Jim Ledbetter, it’s very easy to avoid getting into idiotic arguments with Dennis Kneale on CNBC: just stop going on CNBC. But at the same time, it’s worth pushing back much more on the ludicrous claim that Wal-Mart (WMT) saves the average American family $3,100 a year:
Beginning in 2005, Wal-Mart commissioned the research firm Global Insight to produce a report measuring the impact of Wal-Mart on the overall American economy. Its methodology is, of course, open to debate, but the study tested 26 markets and measured the impact of a variety of economic factors on prices, going back to 1985. Not surprisingly, the study found that the widespread existence of Wal-Mart dating back to 1985 has resulted in about a 3 percent reduction of prices (3.6 percent in the most recent study, which is where the $3,100 figure comes from).
Ledbetter responds:
I don’t reject that finding. But it doesn’t mean that Wal-Mart is the only, or even the largest, economic force responsible for lower prices. As you would guess, the study also measured the impact on prices of many things that have little to do with Wal-Mart: energy costs, population growth, and unemployment. As I read the study, those factors combined are responsible for 89 percent of price variation. Wal-Mart and other factors are crumbs by comparison.

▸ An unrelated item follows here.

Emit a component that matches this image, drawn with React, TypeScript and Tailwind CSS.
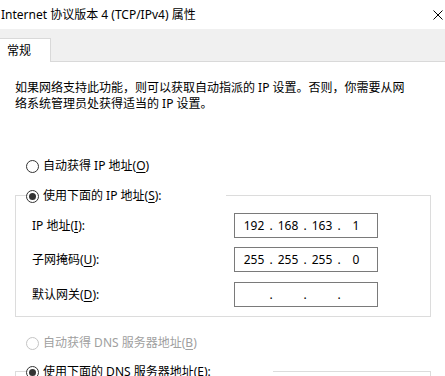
import React from "react";

const FONT = '"Noto Sans", "Noto Sans CJK SC", sans-serif';

function Radio({ checked, disabled }: { checked?: boolean; disabled?: boolean }) {
  return (
    <span
      className={`inline-flex h-[13px] w-[13px] shrink-0 items-center justify-center rounded-full border bg-white ${
        disabled ? "border-[#c4c4c4]" : "border-[#333333]"
      }`}
    >
      {checked && <span className="h-[7px] w-[7px] rounded-full bg-[#333333]" />}
    </span>
  );
}

function IpBox({ parts }: { parts: string[] }) {
  return (
    <div className="flex h-[25px] w-[144px] items-center border border-[#7a7a7a] bg-white px-[4px] text-[12px] text-black">
      {parts.map((p, i) => (
        <React.Fragment key={i}>
          <span className="w-[30px] text-center leading-[16px]">{p}</span>
          {i < 3 && <span className="w-[4px] text-center leading-[16px]">.</span>}
        </React.Fragment>
      ))}
    </div>
  );
}

function U({ c }: { c: string }) {
  return <span className="underline underline-offset-2">{c}</span>;
}

export default function App() {
  return (
    <div
      className="h-[376px] w-[445px] overflow-hidden bg-white text-[12px] text-black"
      style={{ fontFamily: FONT }}
    >
      {/* Title bar */}
      <div className="flex h-[29px] items-center justify-between pl-[1px] pr-[2px]">
        <span className="leading-[16px]">Internet 协议版本 4 (TCP/IPv4) 属性</span>
        <svg width="10" height="10" viewBox="0 0 10 10" className="mr-[0px]">
          <path d="M0.5 0.5 L9.5 9.5 M9.5 0.5 L0.5 9.5" stroke="#000" strokeWidth="1" />
        </svg>
      </div>

      {/* Tab strip */}
      <div className="flex h-[33px] items-end border-b border-[#d9d9d9] bg-[#f0f0f0]">
        <div className="-mb-px flex h-[24px] w-[51px] items-center border-r border-t border-[#d9d9d9] bg-white pl-[7px]">
          <span className="leading-[16px]">常规</span>
        </div>
      </div>

      {/* Content */}
      <div className="pl-[15px] pr-[14px]">
        <p className="mt-[18px] leading-[16px]">
          如果网络支持此功能，则可以获取自动指派的 IP 设置。否则，你需要从网
          <br />
          络系统管理员处获得适当的 IP 设置。
        </p>

        <div className="mt-[44px] flex h-[20px] items-center gap-[4px] pl-[11px]">
          <Radio />
          <span className="leading-[16px]">
            自动获得 IP 地址(<U c="O" />)
          </span>
        </div>

        {/* Group box 1 */}
        <div className="relative mt-[19px] border border-[#dcdcdc] pb-[9px] pl-[16px] pt-[17px]">
          <div className="absolute left-[10px] top-[-10px] flex h-[20px] w-[200px] items-center gap-[4px] bg-white">
            <Radio checked />
            <span className="leading-[16px]">
              使用下面的 IP 地址(<U c="S" />):
            </span>
          </div>
          <div className="flex items-center">
            <span className="w-[202px] leading-[16px]">
              IP 地址(<U c="I" />):
            </span>
            <IpBox parts={["192", "168", "163", "1"]} />
          </div>
          <div className="mt-[9px] flex items-center">
            <span className="w-[202px] leading-[16px]">
              子网掩码(<U c="U" />):
            </span>
            <IpBox parts={["255", "255", "255", "0"]} />
          </div>
          <div className="mt-[10px] flex items-center">
            <span className="w-[202px] leading-[16px]">
              默认网关(<U c="D" />):
            </span>
            <IpBox parts={["", "", "", ""]} />
          </div>
        </div>

        <div className="mt-[16px] flex h-[20px] items-center gap-[4px] pl-[11px] text-[#a0a0a0]">
          <Radio disabled />
          <span className="leading-[16px]">
            自动获得 DNS 服务器地址(<U c="B" />)
          </span>
        </div>

        {/* Group box 2 */}
        <div className="relative mt-[18px] h-[80px] border border-[#dcdcdc]">
          <div className="absolute left-[10px] top-[-10px] flex h-[20px] w-[247px] items-center gap-[4px] bg-white">
            <Radio checked />
            <span className="leading-[16px]">
              使用下面的 DNS 服务器地址(<U c="E" />):
            </span>
          </div>
        </div>
      </div>
    </div>
  );
}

He should reject the finding. Because it’s only Ledbetter himself — and CNBC — who is saying that Wal-Mart is claiming to save the average American family $3,100 a year. If you look closely at the report, it never actually says that. Instead, Global Insight talks about measuring the “cumulative price impact” of Wal-Mart since 1985. If the average American family has saved $3,100 over that time, that’s about $129 a year, not $3,100. Big difference.
Here’s the CNBC screengrab:
If Wal-Mart were honest, they would have phoned up CNBC and said that the bit about $3,100 a year was completely untrue, by a factor of 24 (the number of years since 1985, which is the base year from which the cumulative savings are being calculated). But of course they didn’t. Which is just another reason not to give them the Nobel peace prize.